Copy out the lines that have "screenshot" in them.

********************

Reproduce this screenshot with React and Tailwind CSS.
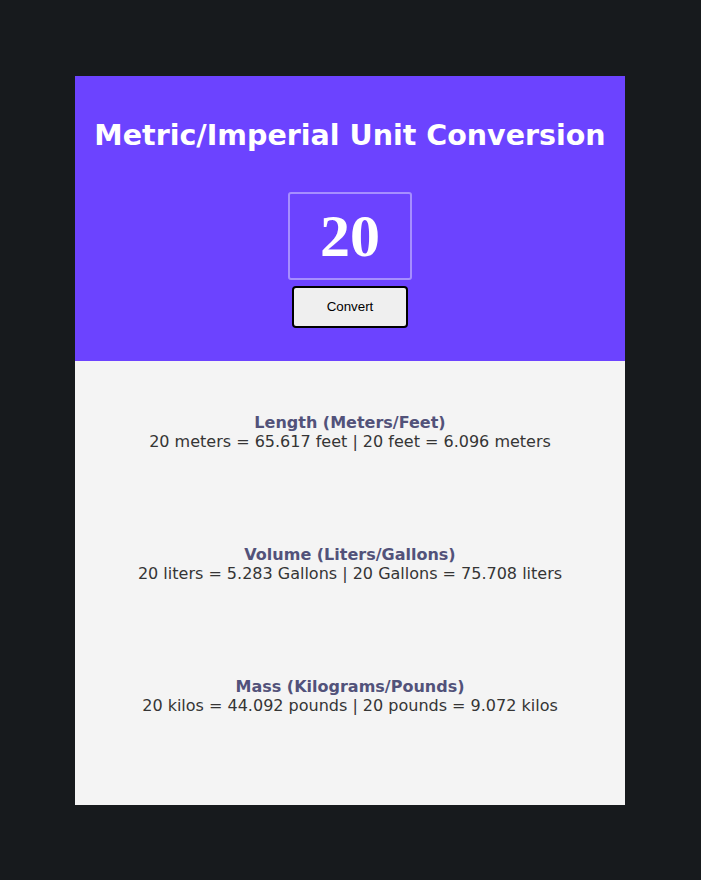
import React from "react";

const units = [
  {
    title: "Length (Meters/Feet)",
    text: (n) =>
      `${n} meters = ${(n * 3.28084).toFixed(3)} feet | ${n} feet = ${(n * 0.3048).toFixed(3)} meters`,
  },
  {
    title: "Volume (Liters/Gallons)",
    text: (n) =>
      `${n} liters = ${(n * 0.264172).toFixed(3)} Gallons | ${n} Gallons = ${(n * 3.78541).toFixed(3)} liters`,
  },
  {
    title: "Mass (Kilograms/Pounds)",
    text: (n) =>
      `${n} kilos = ${(n * 2.20462).toFixed(3)} pounds | ${n} pounds = ${(n * 0.453592).toFixed(3)} kilos`,
  },
];

export default function App() {
  const [value, setValue] = React.useState("20");
  const [num, setNum] = React.useState(20);

  return (
    <div className="min-h-[880px] bg-[#171a1d] pt-[76px] font-['DejaVu_Sans',sans-serif]">
      <div className="ml-[75px] w-[550px]">
        <div className="flex h-[285px] flex-col items-center bg-[#6c43ff] pt-[43px]">
          <h1 className="text-[28.5px] font-bold leading-[33px] text-white">
            Metric/Imperial Unit Conversion
          </h1>
          <input
            type="text"
            value={value}
            onChange={(e) => setValue(e.target.value)}
            className="mt-[40px] h-[88px] w-[124px] rounded-[3px] border-2 border-white/40 bg-transparent text-center font-['Liberation_Serif',serif] text-[60px] font-bold text-white outline-none"
          />
          <button
            type="button"
            onClick={() => setNum(Number(value) || 0)}
            className="mt-[6px] h-[42px] w-[116px] rounded-[4px] border-2 border-black bg-[#efefef] font-['Liberation_Sans',sans-serif] text-[13.33px] text-black"
          >
            Convert
          </button>
        </div>

        <div className="flex flex-col gap-[94px] bg-[#f4f4f4] pb-[90px] pt-[52px] text-center text-[16px] leading-[19px]">
          {units.map((u) => (
            <div key={u.title}>
              <h2 className="font-bold text-[#52527a]">{u.title}</h2>
              <p className="text-[#353535]">{u.text(num)}</p>
            </div>
          ))}
        </div>
      </div>
    </div>
  );
}
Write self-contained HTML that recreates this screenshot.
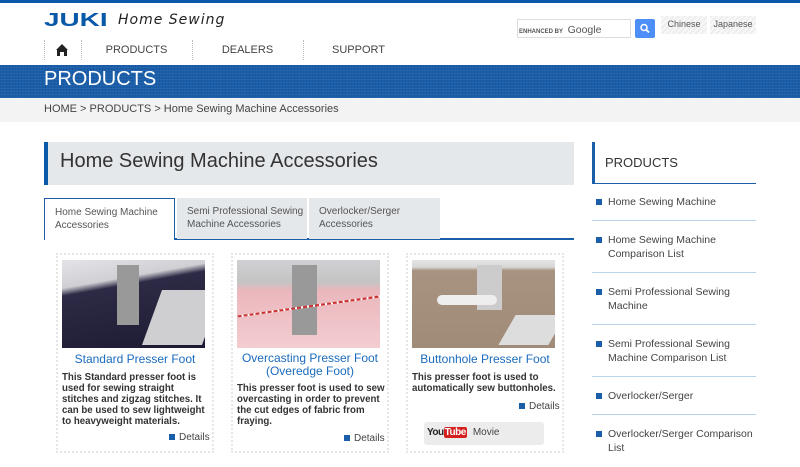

********************

*Exercise result:*
Reproduce this screenshot with React and Tailwind CSS.
Write self-contained HTML that recreates this screenshot.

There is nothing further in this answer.